◆ JOB
Compile every line that includes the word "component".

(Stored records)
******************************

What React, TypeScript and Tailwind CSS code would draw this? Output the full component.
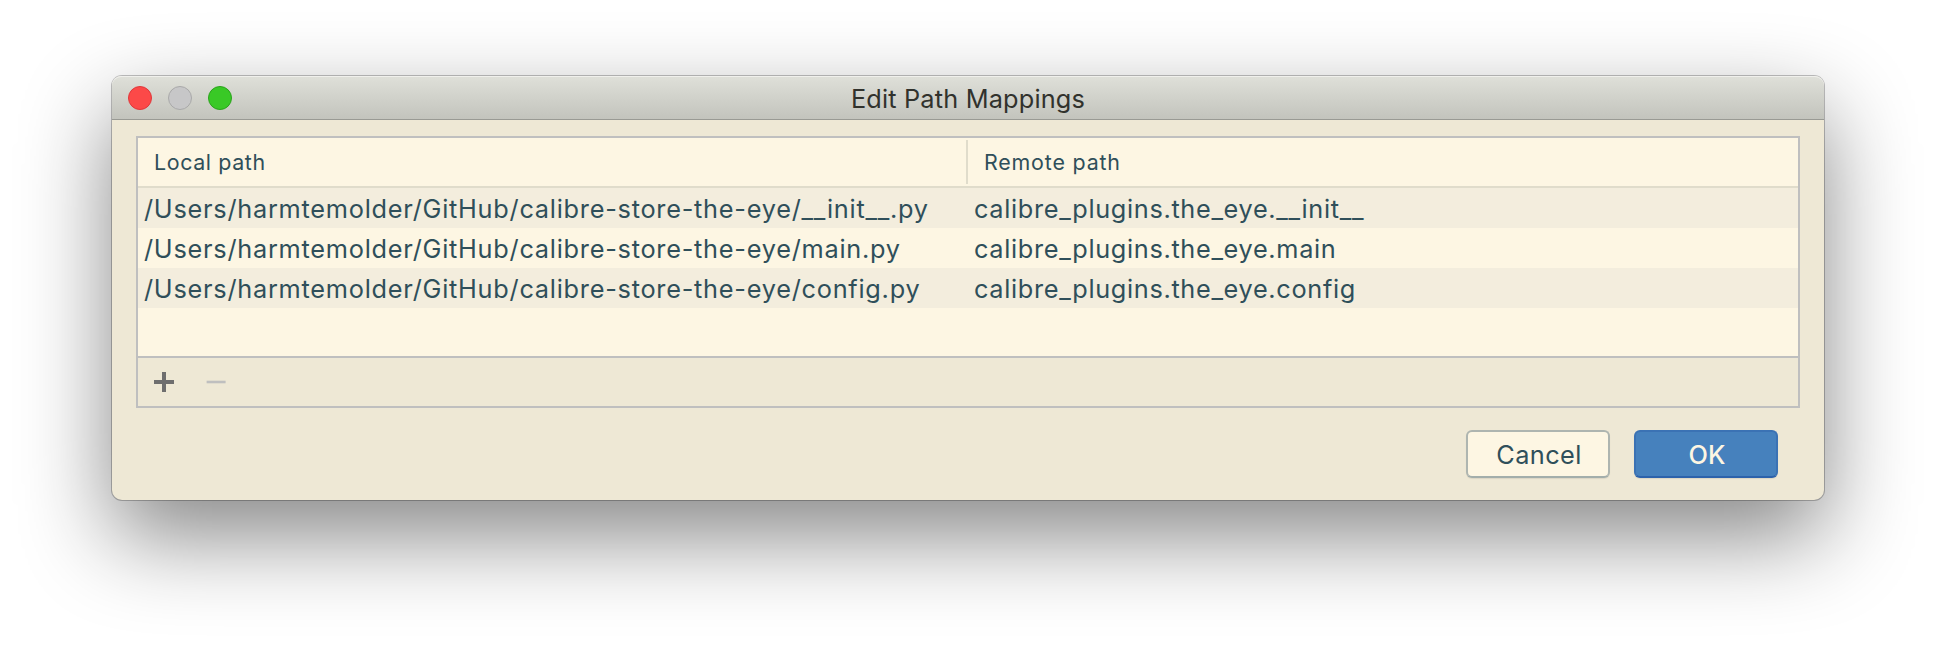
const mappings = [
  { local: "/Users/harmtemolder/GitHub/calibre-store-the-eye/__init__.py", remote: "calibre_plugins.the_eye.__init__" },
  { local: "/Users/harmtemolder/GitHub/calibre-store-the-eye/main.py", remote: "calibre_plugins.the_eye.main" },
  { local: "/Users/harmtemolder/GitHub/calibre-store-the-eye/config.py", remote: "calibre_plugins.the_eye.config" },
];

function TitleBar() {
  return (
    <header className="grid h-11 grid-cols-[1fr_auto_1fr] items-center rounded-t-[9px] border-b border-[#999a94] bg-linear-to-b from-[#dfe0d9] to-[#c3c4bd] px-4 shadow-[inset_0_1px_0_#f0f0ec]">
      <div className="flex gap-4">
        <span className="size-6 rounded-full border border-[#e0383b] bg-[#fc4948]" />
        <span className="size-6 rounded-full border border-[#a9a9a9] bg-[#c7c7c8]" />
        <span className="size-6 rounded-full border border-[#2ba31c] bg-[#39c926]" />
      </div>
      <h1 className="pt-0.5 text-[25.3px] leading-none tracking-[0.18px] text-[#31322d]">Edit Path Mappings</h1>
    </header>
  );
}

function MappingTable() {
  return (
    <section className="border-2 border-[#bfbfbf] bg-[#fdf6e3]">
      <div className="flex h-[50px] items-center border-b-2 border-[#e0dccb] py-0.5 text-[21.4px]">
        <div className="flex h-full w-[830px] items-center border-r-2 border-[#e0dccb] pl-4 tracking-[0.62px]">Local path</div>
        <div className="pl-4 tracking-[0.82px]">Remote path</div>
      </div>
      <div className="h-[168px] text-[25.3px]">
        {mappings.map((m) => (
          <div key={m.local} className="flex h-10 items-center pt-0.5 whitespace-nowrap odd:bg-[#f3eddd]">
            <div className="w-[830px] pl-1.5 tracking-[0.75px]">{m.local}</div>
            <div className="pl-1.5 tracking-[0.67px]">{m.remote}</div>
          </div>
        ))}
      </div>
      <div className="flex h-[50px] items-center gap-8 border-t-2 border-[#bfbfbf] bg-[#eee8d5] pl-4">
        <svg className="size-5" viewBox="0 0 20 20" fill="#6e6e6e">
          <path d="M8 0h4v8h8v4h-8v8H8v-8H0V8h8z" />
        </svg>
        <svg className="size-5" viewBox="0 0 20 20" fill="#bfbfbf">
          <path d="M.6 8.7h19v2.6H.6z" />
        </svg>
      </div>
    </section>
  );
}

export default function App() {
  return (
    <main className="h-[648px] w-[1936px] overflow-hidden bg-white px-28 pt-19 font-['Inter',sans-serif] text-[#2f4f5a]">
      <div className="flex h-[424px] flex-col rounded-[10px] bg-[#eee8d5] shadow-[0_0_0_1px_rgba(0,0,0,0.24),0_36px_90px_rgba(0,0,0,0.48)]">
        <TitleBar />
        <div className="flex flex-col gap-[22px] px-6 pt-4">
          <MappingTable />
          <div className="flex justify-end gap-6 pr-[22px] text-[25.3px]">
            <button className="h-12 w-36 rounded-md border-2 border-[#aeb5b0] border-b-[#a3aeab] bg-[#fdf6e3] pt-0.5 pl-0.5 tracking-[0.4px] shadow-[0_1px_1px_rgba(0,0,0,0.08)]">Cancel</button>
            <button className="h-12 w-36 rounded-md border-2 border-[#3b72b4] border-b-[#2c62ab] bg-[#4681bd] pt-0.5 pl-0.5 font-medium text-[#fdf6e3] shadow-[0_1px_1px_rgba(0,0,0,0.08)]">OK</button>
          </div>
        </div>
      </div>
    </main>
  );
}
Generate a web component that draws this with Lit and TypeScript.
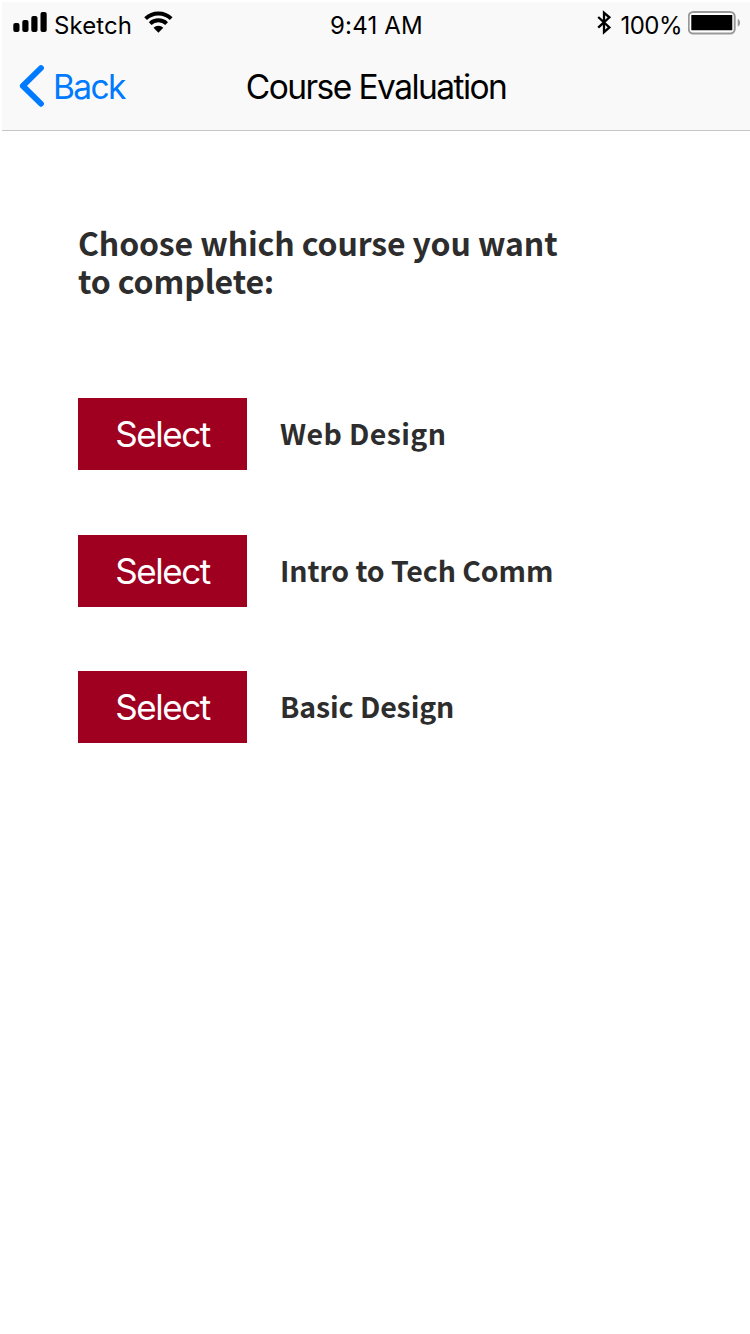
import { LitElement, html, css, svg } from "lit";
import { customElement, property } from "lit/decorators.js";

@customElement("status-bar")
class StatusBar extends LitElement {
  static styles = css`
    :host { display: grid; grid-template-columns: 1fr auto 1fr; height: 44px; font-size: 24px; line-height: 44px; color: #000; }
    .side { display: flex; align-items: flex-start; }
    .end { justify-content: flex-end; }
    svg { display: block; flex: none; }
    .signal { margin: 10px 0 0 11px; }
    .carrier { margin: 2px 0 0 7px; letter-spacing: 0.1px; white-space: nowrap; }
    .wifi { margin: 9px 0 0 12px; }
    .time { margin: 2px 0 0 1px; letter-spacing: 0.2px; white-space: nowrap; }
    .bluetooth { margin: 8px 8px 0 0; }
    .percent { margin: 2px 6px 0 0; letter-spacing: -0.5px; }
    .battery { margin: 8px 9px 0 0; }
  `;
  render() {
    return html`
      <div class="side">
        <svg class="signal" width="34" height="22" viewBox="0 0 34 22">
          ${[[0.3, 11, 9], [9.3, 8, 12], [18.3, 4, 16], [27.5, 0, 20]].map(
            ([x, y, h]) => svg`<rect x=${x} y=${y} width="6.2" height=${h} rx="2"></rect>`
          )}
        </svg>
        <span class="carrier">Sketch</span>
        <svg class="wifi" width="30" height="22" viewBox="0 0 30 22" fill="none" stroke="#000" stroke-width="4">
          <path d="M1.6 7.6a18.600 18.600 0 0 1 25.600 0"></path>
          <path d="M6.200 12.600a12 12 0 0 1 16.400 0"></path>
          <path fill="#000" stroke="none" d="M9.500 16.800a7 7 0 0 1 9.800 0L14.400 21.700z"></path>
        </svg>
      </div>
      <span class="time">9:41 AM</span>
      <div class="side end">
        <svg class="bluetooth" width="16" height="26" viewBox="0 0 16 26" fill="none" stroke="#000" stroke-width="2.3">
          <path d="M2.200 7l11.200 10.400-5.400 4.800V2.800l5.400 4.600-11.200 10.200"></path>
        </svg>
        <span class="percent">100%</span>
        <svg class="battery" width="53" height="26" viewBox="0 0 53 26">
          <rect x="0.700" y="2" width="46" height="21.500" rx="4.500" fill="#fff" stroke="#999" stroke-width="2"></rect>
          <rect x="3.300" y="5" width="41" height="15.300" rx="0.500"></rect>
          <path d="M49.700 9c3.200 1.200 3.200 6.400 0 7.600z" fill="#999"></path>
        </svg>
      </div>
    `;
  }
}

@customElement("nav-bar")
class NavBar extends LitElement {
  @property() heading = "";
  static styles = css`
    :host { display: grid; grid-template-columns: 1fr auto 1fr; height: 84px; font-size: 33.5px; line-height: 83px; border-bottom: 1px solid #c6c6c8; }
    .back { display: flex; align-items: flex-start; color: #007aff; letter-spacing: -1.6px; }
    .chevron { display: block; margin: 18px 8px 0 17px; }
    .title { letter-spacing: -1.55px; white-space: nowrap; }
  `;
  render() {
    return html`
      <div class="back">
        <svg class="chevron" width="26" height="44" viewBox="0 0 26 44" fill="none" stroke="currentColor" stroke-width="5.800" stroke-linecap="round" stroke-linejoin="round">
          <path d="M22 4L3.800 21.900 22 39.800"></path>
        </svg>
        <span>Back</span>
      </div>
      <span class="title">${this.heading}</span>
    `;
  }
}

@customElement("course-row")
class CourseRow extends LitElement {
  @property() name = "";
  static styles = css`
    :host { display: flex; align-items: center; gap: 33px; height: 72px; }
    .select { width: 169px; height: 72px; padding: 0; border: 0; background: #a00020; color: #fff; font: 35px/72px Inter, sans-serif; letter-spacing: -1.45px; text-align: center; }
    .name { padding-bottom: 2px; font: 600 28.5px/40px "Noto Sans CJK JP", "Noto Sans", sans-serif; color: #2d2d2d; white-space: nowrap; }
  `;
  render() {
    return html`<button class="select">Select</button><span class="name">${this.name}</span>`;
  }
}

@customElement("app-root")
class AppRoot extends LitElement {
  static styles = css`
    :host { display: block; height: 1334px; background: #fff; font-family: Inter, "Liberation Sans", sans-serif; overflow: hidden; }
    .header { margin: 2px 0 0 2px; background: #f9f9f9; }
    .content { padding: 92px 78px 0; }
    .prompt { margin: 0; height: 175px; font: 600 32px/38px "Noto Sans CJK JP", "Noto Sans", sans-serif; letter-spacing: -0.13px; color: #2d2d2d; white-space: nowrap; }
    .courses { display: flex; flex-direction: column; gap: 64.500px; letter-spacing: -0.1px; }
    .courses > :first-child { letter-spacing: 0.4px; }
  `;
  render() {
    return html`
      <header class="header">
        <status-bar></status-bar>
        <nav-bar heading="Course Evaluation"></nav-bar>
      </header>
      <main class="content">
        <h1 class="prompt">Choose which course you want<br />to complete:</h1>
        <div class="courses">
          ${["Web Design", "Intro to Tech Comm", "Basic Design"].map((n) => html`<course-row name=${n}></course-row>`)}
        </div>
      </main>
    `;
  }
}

******************************

◆ CORRECT OUTPUT
What React, TypeScript and Tailwind CSS code would draw this? Output the full component.
Generate a web component that draws this with Lit and TypeScript.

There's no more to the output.